→ Written problem: Below are the records. Gather each line that holds "code".

→ Record extracts:
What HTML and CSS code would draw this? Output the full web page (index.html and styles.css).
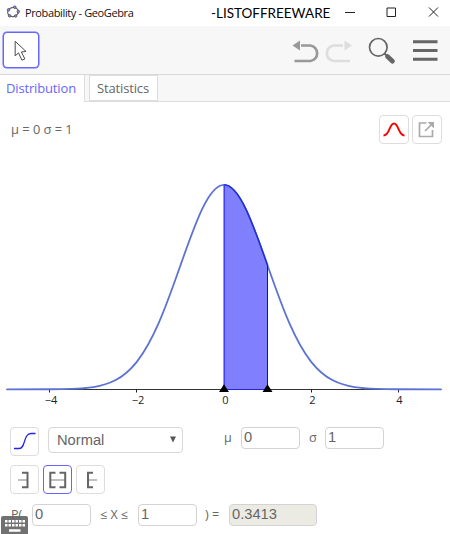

--

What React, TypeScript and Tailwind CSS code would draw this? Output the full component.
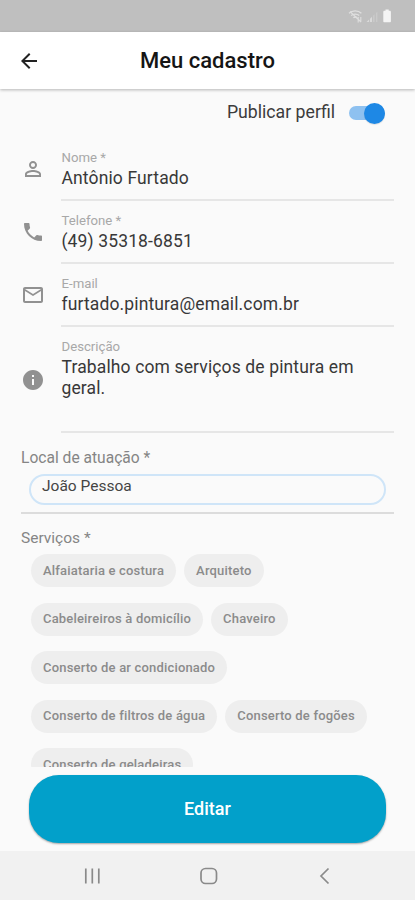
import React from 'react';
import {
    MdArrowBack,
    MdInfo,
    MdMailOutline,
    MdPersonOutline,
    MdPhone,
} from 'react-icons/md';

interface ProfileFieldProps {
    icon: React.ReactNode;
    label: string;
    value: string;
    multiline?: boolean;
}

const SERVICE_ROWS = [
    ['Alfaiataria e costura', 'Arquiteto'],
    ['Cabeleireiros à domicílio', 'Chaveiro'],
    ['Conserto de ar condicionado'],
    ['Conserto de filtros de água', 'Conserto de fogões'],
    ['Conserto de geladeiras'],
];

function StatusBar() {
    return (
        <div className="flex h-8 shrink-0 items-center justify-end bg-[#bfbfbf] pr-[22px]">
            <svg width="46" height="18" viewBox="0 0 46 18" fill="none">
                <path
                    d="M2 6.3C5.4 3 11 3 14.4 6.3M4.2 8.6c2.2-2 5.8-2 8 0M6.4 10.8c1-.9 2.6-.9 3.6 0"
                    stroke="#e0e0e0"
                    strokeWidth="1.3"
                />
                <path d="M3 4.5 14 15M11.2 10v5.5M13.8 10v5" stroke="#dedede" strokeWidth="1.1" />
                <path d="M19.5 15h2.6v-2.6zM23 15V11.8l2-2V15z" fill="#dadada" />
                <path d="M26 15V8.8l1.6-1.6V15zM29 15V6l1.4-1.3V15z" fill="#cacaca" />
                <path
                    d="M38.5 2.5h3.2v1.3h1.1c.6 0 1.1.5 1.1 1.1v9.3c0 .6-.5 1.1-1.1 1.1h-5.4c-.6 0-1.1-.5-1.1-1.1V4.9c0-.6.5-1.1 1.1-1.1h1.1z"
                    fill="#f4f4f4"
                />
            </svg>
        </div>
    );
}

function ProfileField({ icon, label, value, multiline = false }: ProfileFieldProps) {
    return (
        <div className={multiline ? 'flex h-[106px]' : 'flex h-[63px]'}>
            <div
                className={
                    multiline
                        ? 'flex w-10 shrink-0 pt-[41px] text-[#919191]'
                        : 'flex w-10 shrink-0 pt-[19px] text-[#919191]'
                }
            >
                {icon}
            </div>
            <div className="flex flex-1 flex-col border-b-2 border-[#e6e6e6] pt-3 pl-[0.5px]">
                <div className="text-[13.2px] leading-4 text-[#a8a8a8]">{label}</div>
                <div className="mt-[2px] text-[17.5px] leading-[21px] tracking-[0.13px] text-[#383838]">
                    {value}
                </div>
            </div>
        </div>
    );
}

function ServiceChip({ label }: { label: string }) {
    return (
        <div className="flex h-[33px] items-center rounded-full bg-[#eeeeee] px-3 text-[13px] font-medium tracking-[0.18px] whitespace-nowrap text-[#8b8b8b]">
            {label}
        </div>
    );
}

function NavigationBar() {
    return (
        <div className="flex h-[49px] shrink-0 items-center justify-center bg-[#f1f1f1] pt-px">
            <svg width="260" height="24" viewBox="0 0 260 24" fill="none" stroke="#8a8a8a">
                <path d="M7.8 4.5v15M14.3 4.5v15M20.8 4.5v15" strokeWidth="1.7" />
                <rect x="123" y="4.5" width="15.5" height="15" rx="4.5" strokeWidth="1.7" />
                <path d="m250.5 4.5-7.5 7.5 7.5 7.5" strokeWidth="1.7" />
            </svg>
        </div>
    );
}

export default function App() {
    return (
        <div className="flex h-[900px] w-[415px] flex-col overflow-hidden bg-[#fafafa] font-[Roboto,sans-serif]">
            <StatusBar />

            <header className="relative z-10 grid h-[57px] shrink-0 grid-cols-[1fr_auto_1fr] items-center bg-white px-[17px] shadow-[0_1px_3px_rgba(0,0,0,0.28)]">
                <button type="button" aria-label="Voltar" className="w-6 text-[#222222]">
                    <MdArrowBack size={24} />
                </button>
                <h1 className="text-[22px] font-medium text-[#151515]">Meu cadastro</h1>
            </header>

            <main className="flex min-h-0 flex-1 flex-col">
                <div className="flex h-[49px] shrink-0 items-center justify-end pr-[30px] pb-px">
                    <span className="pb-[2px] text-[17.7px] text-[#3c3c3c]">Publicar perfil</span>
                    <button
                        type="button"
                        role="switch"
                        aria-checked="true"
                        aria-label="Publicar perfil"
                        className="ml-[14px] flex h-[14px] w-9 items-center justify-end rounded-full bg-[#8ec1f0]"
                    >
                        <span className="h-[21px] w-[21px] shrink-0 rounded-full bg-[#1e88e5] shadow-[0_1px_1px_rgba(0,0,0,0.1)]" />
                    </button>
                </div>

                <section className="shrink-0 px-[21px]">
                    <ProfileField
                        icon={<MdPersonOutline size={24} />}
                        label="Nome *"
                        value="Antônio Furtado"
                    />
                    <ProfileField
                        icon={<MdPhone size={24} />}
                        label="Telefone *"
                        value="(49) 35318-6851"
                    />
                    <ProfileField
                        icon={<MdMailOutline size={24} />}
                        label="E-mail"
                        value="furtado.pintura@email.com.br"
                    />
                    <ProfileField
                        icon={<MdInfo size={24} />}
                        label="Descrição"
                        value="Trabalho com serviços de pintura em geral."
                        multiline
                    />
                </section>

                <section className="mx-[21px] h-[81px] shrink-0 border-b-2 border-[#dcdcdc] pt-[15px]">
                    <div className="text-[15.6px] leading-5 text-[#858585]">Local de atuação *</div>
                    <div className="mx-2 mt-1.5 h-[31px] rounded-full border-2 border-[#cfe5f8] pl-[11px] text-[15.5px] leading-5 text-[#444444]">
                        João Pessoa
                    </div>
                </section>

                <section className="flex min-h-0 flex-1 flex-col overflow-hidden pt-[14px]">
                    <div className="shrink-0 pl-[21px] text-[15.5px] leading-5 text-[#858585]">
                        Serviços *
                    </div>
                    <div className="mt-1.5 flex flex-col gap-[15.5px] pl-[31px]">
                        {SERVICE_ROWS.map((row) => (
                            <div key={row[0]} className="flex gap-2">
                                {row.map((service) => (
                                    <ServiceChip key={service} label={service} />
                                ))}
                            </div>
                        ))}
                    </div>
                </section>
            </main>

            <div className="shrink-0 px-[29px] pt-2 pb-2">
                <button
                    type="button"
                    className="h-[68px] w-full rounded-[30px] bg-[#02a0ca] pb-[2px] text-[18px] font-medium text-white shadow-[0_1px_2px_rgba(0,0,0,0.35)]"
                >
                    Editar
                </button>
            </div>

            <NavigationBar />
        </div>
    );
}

...

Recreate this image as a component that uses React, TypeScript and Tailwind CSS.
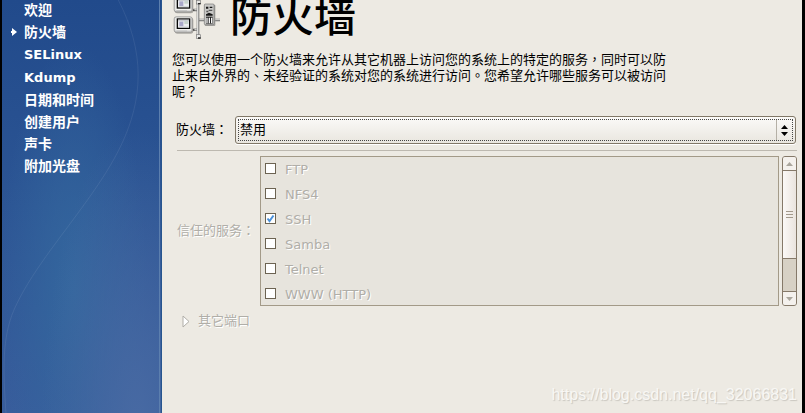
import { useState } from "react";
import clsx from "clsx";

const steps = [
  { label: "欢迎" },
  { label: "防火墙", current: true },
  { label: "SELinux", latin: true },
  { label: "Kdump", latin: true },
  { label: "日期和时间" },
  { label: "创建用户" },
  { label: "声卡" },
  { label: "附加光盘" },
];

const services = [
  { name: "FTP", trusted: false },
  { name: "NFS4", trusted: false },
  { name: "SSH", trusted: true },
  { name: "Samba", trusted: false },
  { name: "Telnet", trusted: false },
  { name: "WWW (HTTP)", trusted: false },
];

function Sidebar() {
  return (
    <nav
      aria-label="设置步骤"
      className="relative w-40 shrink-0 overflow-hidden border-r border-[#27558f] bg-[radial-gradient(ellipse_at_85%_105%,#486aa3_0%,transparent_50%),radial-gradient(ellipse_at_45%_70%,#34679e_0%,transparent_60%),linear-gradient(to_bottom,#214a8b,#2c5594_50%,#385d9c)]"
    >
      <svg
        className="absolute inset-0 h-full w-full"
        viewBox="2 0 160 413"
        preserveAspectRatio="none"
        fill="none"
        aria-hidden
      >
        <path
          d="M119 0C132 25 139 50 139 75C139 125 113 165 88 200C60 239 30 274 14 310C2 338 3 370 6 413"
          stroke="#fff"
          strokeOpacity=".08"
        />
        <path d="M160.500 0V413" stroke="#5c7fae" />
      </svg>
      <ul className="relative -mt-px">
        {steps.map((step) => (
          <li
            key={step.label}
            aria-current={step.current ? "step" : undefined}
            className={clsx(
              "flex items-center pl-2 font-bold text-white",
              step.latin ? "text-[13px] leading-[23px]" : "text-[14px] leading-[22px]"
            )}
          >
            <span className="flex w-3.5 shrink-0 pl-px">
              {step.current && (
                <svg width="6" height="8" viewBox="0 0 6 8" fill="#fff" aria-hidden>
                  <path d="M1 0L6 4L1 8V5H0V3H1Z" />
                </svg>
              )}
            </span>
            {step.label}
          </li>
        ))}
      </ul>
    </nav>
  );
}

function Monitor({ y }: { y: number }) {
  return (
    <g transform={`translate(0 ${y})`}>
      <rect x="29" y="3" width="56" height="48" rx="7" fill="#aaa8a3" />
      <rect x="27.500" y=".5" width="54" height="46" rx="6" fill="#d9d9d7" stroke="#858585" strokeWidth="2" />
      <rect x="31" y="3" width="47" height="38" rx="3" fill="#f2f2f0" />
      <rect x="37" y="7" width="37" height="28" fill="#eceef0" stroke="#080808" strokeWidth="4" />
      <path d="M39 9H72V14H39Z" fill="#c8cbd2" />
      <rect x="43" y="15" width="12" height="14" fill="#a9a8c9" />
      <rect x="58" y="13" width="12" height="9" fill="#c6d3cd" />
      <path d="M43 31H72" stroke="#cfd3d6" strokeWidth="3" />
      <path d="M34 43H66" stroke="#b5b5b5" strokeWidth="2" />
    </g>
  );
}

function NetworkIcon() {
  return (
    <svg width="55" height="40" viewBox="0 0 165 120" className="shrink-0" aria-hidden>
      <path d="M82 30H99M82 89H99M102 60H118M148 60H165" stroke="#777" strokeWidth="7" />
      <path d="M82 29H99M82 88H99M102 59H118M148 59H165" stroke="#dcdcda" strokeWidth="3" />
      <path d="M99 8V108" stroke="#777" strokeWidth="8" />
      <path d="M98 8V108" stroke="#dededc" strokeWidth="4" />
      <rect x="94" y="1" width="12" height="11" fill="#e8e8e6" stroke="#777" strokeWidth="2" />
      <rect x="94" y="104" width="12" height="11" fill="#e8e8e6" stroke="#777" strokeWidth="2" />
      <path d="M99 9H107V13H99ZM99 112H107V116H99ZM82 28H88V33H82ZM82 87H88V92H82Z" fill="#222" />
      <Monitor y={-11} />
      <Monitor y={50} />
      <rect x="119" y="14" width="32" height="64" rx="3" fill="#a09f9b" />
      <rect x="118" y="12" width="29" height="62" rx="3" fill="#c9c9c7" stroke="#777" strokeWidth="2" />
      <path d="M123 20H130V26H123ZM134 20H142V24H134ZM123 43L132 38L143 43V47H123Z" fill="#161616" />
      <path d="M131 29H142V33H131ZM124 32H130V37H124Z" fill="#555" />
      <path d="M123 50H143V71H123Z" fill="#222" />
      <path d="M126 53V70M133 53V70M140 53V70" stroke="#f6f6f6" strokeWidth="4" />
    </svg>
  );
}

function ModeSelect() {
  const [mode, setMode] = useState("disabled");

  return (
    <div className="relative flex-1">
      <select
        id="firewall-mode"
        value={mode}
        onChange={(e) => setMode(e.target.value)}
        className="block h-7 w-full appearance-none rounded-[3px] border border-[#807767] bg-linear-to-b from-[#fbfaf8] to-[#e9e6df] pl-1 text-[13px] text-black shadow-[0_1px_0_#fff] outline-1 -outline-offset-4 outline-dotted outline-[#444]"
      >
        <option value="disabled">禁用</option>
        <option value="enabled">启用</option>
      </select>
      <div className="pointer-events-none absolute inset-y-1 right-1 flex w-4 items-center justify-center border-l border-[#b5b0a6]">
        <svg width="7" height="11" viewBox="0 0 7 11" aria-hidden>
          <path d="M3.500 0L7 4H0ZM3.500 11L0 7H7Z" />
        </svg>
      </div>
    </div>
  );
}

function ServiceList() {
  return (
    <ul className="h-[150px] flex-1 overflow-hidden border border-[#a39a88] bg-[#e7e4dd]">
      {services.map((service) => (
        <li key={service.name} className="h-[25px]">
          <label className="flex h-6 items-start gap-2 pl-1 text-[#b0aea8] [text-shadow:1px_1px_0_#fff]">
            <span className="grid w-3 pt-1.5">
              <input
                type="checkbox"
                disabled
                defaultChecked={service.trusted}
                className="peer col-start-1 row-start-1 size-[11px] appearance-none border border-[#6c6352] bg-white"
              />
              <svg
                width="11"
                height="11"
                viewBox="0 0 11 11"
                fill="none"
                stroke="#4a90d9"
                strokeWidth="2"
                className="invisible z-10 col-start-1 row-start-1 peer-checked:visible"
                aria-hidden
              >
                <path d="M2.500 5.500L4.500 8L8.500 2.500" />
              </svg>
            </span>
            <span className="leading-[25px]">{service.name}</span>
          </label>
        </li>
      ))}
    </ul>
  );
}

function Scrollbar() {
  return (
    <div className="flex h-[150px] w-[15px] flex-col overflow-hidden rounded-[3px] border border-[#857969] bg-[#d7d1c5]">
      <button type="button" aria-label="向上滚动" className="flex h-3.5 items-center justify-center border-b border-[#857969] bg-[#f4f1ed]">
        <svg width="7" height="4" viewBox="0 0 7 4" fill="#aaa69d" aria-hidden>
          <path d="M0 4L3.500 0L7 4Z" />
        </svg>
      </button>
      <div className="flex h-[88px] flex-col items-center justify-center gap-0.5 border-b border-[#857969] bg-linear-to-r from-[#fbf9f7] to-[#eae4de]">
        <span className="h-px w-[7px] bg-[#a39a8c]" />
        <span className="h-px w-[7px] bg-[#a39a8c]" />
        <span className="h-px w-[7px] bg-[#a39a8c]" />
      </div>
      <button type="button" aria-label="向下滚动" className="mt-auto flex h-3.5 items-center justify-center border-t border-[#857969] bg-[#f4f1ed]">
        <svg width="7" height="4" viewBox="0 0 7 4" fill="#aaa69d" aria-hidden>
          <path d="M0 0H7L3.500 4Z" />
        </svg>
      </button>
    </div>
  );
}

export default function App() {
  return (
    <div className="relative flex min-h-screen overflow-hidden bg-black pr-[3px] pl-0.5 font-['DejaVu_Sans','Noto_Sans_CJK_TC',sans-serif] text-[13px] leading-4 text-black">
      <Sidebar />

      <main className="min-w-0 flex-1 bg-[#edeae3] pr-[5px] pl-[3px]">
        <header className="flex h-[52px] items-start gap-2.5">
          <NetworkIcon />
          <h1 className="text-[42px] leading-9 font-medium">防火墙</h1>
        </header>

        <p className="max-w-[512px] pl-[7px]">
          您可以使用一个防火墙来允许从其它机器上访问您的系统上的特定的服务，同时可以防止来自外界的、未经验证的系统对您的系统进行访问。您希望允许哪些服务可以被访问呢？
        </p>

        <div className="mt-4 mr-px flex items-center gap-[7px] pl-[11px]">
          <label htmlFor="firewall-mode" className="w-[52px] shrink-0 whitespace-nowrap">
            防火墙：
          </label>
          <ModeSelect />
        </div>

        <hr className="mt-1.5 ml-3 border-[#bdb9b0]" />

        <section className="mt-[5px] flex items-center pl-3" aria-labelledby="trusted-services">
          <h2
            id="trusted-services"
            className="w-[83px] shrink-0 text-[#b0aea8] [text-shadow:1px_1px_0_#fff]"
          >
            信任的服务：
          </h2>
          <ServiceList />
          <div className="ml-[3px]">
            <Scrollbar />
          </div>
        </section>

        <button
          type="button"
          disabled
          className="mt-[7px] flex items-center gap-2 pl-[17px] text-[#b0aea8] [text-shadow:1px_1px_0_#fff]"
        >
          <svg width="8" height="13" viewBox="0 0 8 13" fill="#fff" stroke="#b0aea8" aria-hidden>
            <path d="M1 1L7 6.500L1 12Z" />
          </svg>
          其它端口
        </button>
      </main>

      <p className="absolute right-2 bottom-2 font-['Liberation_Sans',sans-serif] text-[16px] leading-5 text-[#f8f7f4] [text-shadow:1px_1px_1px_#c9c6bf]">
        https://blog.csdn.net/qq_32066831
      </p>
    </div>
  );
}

→ Answer for the task:
What HTML and CSS code would draw this? Output the full web page (index.html and styles.css).
What React, TypeScript and Tailwind CSS code would draw this? Output the full component.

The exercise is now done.